LONDON (Reuters) - Client demands to pull money out of hedge funds may rise further from a three-month high in March as investors grow nervous over Cyprus's debt crisis, said hedge fund administrator SS&C GlobeOp.
SS&C GlobeOp's Forward Redemption Indicator (FRI), a monthly snapshot of clients giving notice to withdraw their cash as a percentage of assets under administration, measured 4.33 percent in March.
This was more than double January's level and above the 3.23 percent seen a year ago.
"There's been volatility in markets, so you're going to see fund redemptions correlated with what's happening there," said Bill Stone, chairman and chief executive of SS&C Technologies.
"Cyprus has had an impact on short-term thinking," he said adding that he expected a higher figure in next month's FRI.

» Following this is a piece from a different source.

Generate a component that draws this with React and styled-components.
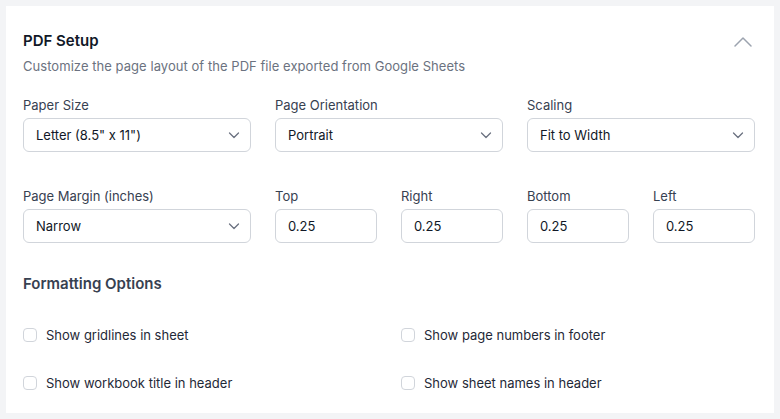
import React from "react";
import styled, { createGlobalStyle } from "styled-components";

const GlobalStyle = createGlobalStyle`
  * { box-sizing: border-box; }
  body {
    margin: 0;
    padding: 6px;
    background: #f3f4f6;
    font-family: Inter, "Noto Sans", sans-serif;
    -webkit-font-smoothing: antialiased;
  }
`;

/* ================= STYLES ================= */
const Card = styled.section`
  background: #ffffff;
  padding: 25px 19px 20px 17px;
  height: 407px;
`;

const HeaderRow = styled.div`
  display: flex;
  justify-content: space-between;
  align-items: center;
  height: 20px;
`;

const Title = styled.h2`
  margin: 0;
  font-size: 15px;
  line-height: 20px;
  font-weight: 600;
  color: #111827;
`;

const CollapseBtn = styled.button`
  border: none;
  background: none;
  padding: 0;
  display: flex;
  cursor: pointer;
  color: #9ca3af;
`;

const Subtitle = styled.p`
  margin: 6px 0 0;
  font-size: 13px;
  line-height: 18px;
  letter-spacing: 0.05px;
  color: #6b7280;
`;

const FieldGrid = styled.div`
  display: grid;
  grid-template-columns: repeat(3, 1fr);
  gap: 35px 24px;
  margin-top: 21px;
`;

const MarginGrid = styled.div`
  grid-column: span 2;
  display: grid;
  grid-template-columns: repeat(4, 1fr);
  gap: 24px;
`;

const Field = styled.label`
  display: flex;
  flex-direction: column;
  gap: 4px;
`;

const Label = styled.span`
  font-size: 13px;
  line-height: 18px;
  color: #374151;
`;

const SelectBox = styled.div`
  height: 34px;
  display: flex;
  align-items: center;
  justify-content: space-between;
  padding: 0 10px 0 12px;
  border: 1px solid #d1d5db;
  border-radius: 6px;
  background: #fff;
  font-size: 13px;
  color: #111827;
  cursor: pointer;
  svg { color: #6b7280; }
`;

const TextInput = styled.input`
  width: 100%;
  height: 34px;
  padding: 0 12px;
  border: 1px solid #d1d5db;
  border-radius: 6px;
  font-family: inherit;
  font-size: 13px;
  color: #111827;
  outline: none;
  &:focus { border-color: #6366f1; }
`;

const SectionTitle = styled.h3`
  margin: 31px 0 0;
  font-size: 15px;
  line-height: 20px;
  font-weight: 600;
  color: #374151;
`;

const OptionsGrid = styled.div`
  display: grid;
  grid-template-columns: repeat(2, 1fr);
  gap: 28px 24px;
  margin-top: 31px;
`;

const Option = styled.label`
  display: flex;
  align-items: center;
  gap: 9px;
  height: 20px;
  font-size: 13px;
  color: #1f2937;
  cursor: pointer;
`;

const Check = styled.input`
  appearance: none;
  margin: 0;
  width: 14px;
  height: 14px;
  border: 1px solid #d1d5db;
  border-radius: 4px;
  background: #fff;
  cursor: pointer;
  &:checked { background: #4f46e5; border-color: #4f46e5; }
`;

/* ================= ICONS ================= */
const ChevronUp = () => (
  <svg width="24" height="20" viewBox="0 1 24 20" fill="none" stroke="currentColor"
    strokeWidth="1.5" strokeLinecap="round" strokeLinejoin="round">
    <path d="M4 16 L12 8 L20 16" />
  </svg>
);

const ChevronDown = () => (
  <svg width="12" height="8" viewBox="0 0 12 8" fill="none" stroke="currentColor"
    strokeWidth="1.3" strokeLinecap="round" strokeLinejoin="round">
    <path d="M1.5 2 L6 6.5 L10.5 2" />
  </svg>
);

/* ================= COMPONENT ================= */
const selects = [
  { label: "Paper Size", value: "Letter (8.5\" x 11\")" },
  { label: "Page Orientation", value: "Portrait" },
  { label: "Scaling", value: "Fit to Width" },
];

const margins = ["Top", "Right", "Bottom", "Left"];

const options = [
  "Show gridlines in sheet",
  "Show page numbers in footer",
  "Show workbook title in header",
  "Show sheet names in header",
];

export default function App() {
  return (
    <>
      <GlobalStyle />
      <Card>
        <HeaderRow>
          <Title>PDF Setup</Title>
          <CollapseBtn aria-label="Collapse">
            <ChevronUp />
          </CollapseBtn>
        </HeaderRow>
        <Subtitle>Customize the page layout of the PDF file exported from Google Sheets</Subtitle>

        <FieldGrid>
          {selects.map(s => (
            <Field key={s.label}>
              <Label>{s.label}</Label>
              <SelectBox>
                {s.value}
                <ChevronDown />
              </SelectBox>
            </Field>
          ))}
          <Field>
            <Label>Page Margin (inches)</Label>
            <SelectBox>
              Narrow
              <ChevronDown />
            </SelectBox>
          </Field>
          <MarginGrid>
            {margins.map(m => (
              <Field key={m}>
                <Label>{m}</Label>
                <TextInput defaultValue="0.25" />
              </Field>
            ))}
          </MarginGrid>
        </FieldGrid>

        <SectionTitle>Formatting Options</SectionTitle>
        <OptionsGrid>
          {options.map(o => (
            <Option key={o}>
              <Check type="checkbox" />
              {o}
            </Option>
          ))}
        </OptionsGrid>
      </Card>
    </>
  );
}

Markets have wobbled this week on concerns about whether the Mediterranean island can secure a rescue package and avoid default on its debt.
However, redemption requests are still nowhere near the peak of more than 19 percent seen in late 2008 in the aftermath of the collapse of U.S. investment bank Lehman Brothers. Levels have not topped 10 percent since September 2009.
SS&C's Stone added that the April 15 deadline for most individual U.S. tax returns could also push outflows higher as investors raise cash for tax bills.
Exit demands in March were also boosted by the looming end of the quarter, when some hedge funds allow clients to access their money.
Hedge funds have profited from a sharp rally in financial markets since last summer, but some investors are disappointed that many hedge funds have failed to match equity markets.
The average hedge fund rose 6.4 percent last year compared with a 16 percent total return from the S&P 500, according to Hedge Fund Research.
In the first two months of this year funds gained 2.7 percent, compared with a 6.6 percent gain from the S&P.
Around 10 percent of the global hedge fund industry is covered by SS&C GlobeOp's data.